I hope so. The fact that they're ditching their Red Engine in favor of UE5 gives me mixed feelings, as they'll be starting over from scratch again for CP2 (although, I won't be surprised if they create a custom asset import tool from RE4 to UE5). Using a mainstream engine also means trained devs aren't as valuable versus trained devs on an in-house engine, which for a publicly traded company isn't always a good thing. Anyway, hopefully I'm wrong to worry and using a much more mainstream engine means they'll be able to nail the sequel and then some since finding experienced devs will be easier.
I partly disagree on the train staff. You still need experienced/capable staff working on it as they can modify the engine quite a bit. If they bring someone in in the middle development that person may have a quicker bring up if they are already familiar with the engine than if they were using an in house engine.
The idea that before long you may only have a few game engines in new games is sad though.
Yeah, that's what I was trying to imply. It'll be easier to find talent and replace people as needed, but that can also be a bad thing when you have penny pinching upper management where talented senior devs are let go in favor of cheaper, inexperienced devs.
The idea that before long you may only have a few game engines in new games is sad though.
I completely agree and it's something I've been a bit disheartened with over the last decade as UE and Unity become more and more ubiquitous. At least many Japanese studios still persist in making their own engines.
Wow, is that common in the gaming industry?
No, not really. You're approaching "most expensive game ever" when it goes that high.
With all that money they could have had in the game everything they promised in the gameplay trailer.
You'd think.
But meeting deadlines and achieving what is planned isn't a matter of money.
That's on whoever is steering the ship not fucking it up. And they fucked it up.
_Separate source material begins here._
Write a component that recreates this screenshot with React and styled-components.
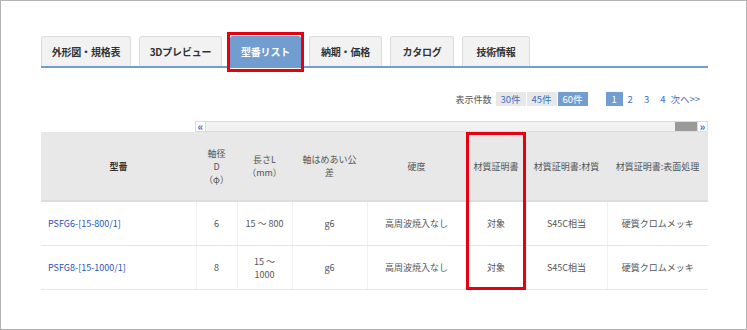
import React from "react";
import styled, { createGlobalStyle } from "styled-components";

const GlobalStyle = createGlobalStyle`
  html, body {
    margin: 0;
    padding: 0;
    background: #ffffff;
  }
  body {
    font-family: "Noto Sans CJK JP", "Noto Sans", sans-serif;
  }
`;

const tabs = [
  { label: "外形図・規格表", width: 90 },
  { label: "3Dプレビュー", width: 83 },
  { label: "型番リスト", width: 71, active: true },
  { label: "納期・価格", width: 73 },
  { label: "カタログ", width: 64 },
  { label: "技術情報", width: 68 },
];

const columns = [
  { key: "model", width: 155, label: "型番", bold: true },
  { key: "d", width: 41, label: ["軸径", "D", "（φ）"] },
  { key: "len", width: 55, label: ["長さL", "（mm）"] },
  { key: "tol", width: 75, label: ["軸はめあい公", "差"] },
  { key: "hard", width: 99, label: "硬度" },
  { key: "cert", width: 60, label: "材質証明書" },
  { key: "mat", width: 81, label: "材質証明書:材質" },
  { key: "surf", width: 101, label: "材質証明書:表面処理" },
];

const rows = [
  {
    model: "PSFG6-[15-800/1]",
    d: "6",
    len: ["15 ～ 800"],
    tol: "g6",
    hard: "高周波焼入なし",
    cert: "対象",
    mat: "S45C相当",
    surf: "硬質クロムメッキ",
  },
  {
    model: "PSFG8-[15-1000/1]",
    d: "8",
    len: ["15 ～", "1000"],
    tol: "g6",
    hard: "高周波焼入なし",
    cert: "対象",
    mat: "S45C相当",
    surf: "硬質クロムメッキ",
  },
];

const App = () => {
  return (
    <>
      <GlobalStyle />
      <Frame>
        <TabBar>
          {tabs.map((t) => (
            <Tab key={t.label} width={t.width} active={t.active}>
              {t.label}
            </Tab>
          ))}
        </TabBar>

        <Toolbar>
          <CountLabel>表示件数</CountLabel>
          <CountGroup>
            <CountButton>30件</CountButton>
            <CountButton>45件</CountButton>
            <CountButton active>60件</CountButton>
          </CountGroup>
          <Pager>
            <PageBox>1</PageBox>
            <PageLink space={5}>2</PageLink>
            <PageLink space={11}>3</PageLink>
            <PageLink space={11}>4</PageLink>
            <PageLink space={5}>次へ&gt;&gt;</PageLink>
          </Pager>
        </Toolbar>

        <ScrollRow>
          <ScrollButton>«</ScrollButton>
          <ScrollTrack>
            <ScrollThumb />
          </ScrollTrack>
          <ScrollButton>»</ScrollButton>
        </ScrollRow>

        <TableWrap>
          <Table>
            <colgroup>
              {columns.map((c) => (
                <col key={c.key} style={{ width: c.width }} />
              ))}
            </colgroup>
            <thead>
              <tr>
                {columns.map((c) => (
                  <Th key={c.key} bold={c.bold}>
                    {Array.isArray(c.label)
                      ? c.label.map((l) => <Line key={l}>{l}</Line>)
                      : c.label}
                  </Th>
                ))}
              </tr>
            </thead>
            <tbody>
              {rows.map((r) => (
                <tr key={r.model}>
                  <Td align="left">
                    <ModelLink>{r.model}</ModelLink>
                  </Td>
                  <Td>{r.d}</Td>
                  <Td>
                    {r.len.map((l) => (
                      <Line key={l}>{l}</Line>
                    ))}
                  </Td>
                  <Td>{r.tol}</Td>
                  <Td>{r.hard}</Td>
                  <Td>{r.cert}</Td>
                  <Td>{r.mat}</Td>
                  <Td>{r.surf}</Td>
                </tr>
              ))}
            </tbody>
          </Table>
          <ColumnMark />
        </TableWrap>
      </Frame>
    </>
  );
};

const Frame = styled.div`
  box-sizing: border-box;
  width: 747px;
  height: 330px;
  border: 1px solid #b3b3b3;
  padding: 35px 38px 0 40px;
  overflow: hidden;
`;

const TabBar = styled.div`
  display: flex;
  gap: 8px;
  height: 30px;
  border-bottom: 2px solid #729dd0;
`;

const Tab = styled.div`
  position: relative;
  box-sizing: border-box;
  width: ${(p) => p.width}px;
  height: 30px;
  display: flex;
  align-items: center;
  justify-content: center;
  border: 1px solid ${(p) => (p.active ? "#729dd0" : "#dcdcdc")};
  border-bottom: none;
  border-radius: 3px 3px 0 0;
  background: ${(p) => (p.active ? "#729dd0" : "#f2f2f2")};
  color: ${(p) => (p.active ? "#ffffff" : "#333333")};
  font-size: 10px;
  font-weight: bold;
  letter-spacing: -0.2px;
  white-space: nowrap;

  &::after {
    content: "";
    display: ${(p) => (p.active ? "block" : "none")};
    position: absolute;
    left: -4px;
    right: -4px;
    top: -5px;
    bottom: -6px;
    border: 3px solid #e60012;
  }
`;

const Toolbar = styled.div`
  display: flex;
  justify-content: flex-end;
  align-items: center;
  height: 14px;
  margin-top: 24px;
  padding-right: 8px;
  font-size: 9.5px;
`;

const CountLabel = styled.span`
  color: #555555;
  margin-right: 4px;
  font-size: 9px;
`;

const CountGroup = styled.div`
  display: flex;
  gap: 1px;
  margin-right: 18px;
`;

const CountButton = styled.span`
  width: 30px;
  height: 14px;
  line-height: 14px;
  text-align: center;
  background: ${(p) => (p.active ? "#729dd0" : "#e8e8e8")};
  color: ${(p) => (p.active ? "#ffffff" : "#3d6fc0")};
`;

const Pager = styled.div`
  display: flex;
  align-items: center;
`;

const PageBox = styled.span`
  width: 17px;
  height: 14px;
  line-height: 14px;
  text-align: center;
  background: #729dd0;
  color: #ffffff;
`;

const PageLink = styled.span`
  color: #3d6fc0;
  margin-left: ${(p) => p.space}px;
`;

const ScrollRow = styled.div`
  display: flex;
  height: 11px;
  margin: 15px 0 0 154px;
`;

const ScrollButton = styled.div`
  box-sizing: border-box;
  width: 11px;
  height: 11px;
  border: 1px solid #dcdcdc;
  background: #ffffff;
  color: #2f6fd6;
  font-size: 11px;
  font-weight: bold;
  line-height: 8px;
  text-align: center;
`;

const ScrollTrack = styled.div`
  flex: 1;
  box-sizing: border-box;
  border-top: 1px solid #dcdcdc;
  border-bottom: 1px solid #dcdcdc;
  background: #f1f1f1;
  display: flex;
  justify-content: flex-end;
`;

const ScrollThumb = styled.div`
  width: 22px;
  background: #9a9a9a;
`;

const TableWrap = styled.div`
  position: relative;
  width: 667px;
`;

const Table = styled.table`
  width: 667px;
  table-layout: fixed;
  border-collapse: collapse;
  font-size: 9px;
  color: #555555;
`;

const Th = styled.th`
  height: 68px;
  padding: 0;
  background: #e8e8e8;
  border-bottom: 2px solid #dddddd;
  font-weight: ${(p) => (p.bold ? "bold" : "normal")};
  color: ${(p) => (p.bold ? "#333333" : "#555555")};
  text-align: center;
  vertical-align: middle;
  white-space: nowrap;
  line-height: 13px;
`;

const Td = styled.td`
  height: 43px;
  padding: 0 0 0 ${(p) => (p.align === "left" ? "7px" : "0")};
  text-align: ${(p) => p.align || "center"};
  vertical-align: middle;
  border-bottom: 1px solid #e6e6e6;
  border-left: 1px solid #f0f0f0;
  line-height: 13px;
  white-space: nowrap;

  &:first-child {
    border-left: none;
  }
`;

const Line = styled.div``;

const ModelLink = styled.span`
  color: #2a52b8;
  font-size: 9px;
`;

const ColumnMark = styled.div`
  position: absolute;
  left: 425px;
  top: 0;
  width: 60px;
  height: 158px;
  box-sizing: border-box;
  border: 3px solid #e60012;
  pointer-events: none;
`;

export default App;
the article is not good about differentiating between total and revenue but the chart has revenue so im assuming this is after expenses.
Wouldn't after expenses it's called profit?
The op probably means landed revenue after platform fees.
After what most people would call expenses (Payroll, rent, services costs) is called EBITDA (earnings before interest, taxes, depreciation, and amortization).
After removing all that also, is profit.